---------- Data section

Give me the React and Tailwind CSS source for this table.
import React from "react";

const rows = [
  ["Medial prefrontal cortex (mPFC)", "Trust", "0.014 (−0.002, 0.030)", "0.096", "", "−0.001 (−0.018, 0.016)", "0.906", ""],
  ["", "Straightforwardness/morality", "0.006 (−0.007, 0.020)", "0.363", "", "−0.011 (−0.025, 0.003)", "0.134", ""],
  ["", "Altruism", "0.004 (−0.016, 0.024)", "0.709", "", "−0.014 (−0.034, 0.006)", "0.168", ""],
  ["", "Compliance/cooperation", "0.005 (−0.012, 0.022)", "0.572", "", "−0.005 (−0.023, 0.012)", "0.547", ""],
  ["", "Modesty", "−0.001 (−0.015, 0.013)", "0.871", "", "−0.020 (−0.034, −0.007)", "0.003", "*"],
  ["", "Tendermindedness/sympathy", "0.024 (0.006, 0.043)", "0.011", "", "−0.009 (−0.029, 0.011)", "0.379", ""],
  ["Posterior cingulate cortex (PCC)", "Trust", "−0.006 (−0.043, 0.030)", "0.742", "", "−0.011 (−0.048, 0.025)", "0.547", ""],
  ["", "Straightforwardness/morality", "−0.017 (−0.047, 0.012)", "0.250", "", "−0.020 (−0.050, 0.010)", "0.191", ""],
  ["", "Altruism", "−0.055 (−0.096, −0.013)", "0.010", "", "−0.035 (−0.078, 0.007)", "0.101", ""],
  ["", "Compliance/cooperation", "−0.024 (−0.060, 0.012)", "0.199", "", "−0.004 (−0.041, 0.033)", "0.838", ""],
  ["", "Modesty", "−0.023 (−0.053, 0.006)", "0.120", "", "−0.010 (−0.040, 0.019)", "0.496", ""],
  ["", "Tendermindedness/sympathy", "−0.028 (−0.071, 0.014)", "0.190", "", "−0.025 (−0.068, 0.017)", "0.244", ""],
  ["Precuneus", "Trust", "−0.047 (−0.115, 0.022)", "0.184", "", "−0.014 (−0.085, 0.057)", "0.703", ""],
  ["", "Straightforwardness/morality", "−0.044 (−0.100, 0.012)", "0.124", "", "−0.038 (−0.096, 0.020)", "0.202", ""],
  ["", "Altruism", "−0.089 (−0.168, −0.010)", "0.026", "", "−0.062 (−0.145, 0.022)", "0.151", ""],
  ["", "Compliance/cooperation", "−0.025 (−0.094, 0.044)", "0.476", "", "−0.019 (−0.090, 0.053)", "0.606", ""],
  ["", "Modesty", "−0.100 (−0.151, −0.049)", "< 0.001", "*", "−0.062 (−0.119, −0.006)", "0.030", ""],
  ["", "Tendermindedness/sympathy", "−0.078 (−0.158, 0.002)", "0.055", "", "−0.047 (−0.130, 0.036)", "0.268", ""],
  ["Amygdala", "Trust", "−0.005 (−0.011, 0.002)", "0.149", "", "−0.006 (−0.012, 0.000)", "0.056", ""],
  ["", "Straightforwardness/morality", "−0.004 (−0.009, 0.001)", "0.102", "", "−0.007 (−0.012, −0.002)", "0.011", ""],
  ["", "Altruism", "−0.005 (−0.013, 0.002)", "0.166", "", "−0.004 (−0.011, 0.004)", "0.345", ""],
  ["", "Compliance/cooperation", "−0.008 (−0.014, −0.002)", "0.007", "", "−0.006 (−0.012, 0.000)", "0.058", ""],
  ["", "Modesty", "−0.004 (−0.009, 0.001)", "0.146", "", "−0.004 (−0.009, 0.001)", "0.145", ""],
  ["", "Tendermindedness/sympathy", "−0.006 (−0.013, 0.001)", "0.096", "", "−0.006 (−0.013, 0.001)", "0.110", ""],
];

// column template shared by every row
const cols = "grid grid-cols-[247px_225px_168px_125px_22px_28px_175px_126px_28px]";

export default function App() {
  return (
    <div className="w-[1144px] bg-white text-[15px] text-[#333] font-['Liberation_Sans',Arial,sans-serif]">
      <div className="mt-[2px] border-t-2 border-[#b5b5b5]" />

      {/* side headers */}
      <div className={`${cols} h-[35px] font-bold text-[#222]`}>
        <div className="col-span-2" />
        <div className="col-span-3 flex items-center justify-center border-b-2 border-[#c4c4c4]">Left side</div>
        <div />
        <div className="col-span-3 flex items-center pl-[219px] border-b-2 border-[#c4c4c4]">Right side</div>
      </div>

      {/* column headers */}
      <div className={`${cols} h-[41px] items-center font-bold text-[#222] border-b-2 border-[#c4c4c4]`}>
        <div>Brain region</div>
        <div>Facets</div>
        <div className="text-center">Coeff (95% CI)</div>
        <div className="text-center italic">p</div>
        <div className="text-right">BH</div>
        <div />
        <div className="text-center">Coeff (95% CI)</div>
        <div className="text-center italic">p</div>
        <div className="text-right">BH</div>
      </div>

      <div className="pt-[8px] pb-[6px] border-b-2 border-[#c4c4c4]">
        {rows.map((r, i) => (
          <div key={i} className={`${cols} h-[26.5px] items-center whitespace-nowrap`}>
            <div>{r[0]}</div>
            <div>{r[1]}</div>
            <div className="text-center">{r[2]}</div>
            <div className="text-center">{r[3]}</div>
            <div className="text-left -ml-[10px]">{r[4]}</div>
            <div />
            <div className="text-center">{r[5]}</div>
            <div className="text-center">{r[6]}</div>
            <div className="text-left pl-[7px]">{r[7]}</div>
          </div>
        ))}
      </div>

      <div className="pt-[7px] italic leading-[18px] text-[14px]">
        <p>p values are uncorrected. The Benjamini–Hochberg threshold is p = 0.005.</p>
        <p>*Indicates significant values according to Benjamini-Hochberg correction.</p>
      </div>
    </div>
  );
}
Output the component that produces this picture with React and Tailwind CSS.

--------------------

- [Request]:
Everything from the first line above through the line that contains "import React from" should be duplicated exactly, please, and nothing beyond it.

- [Output of the task]:
Give me the React and Tailwind CSS source for this table.
import React from "react";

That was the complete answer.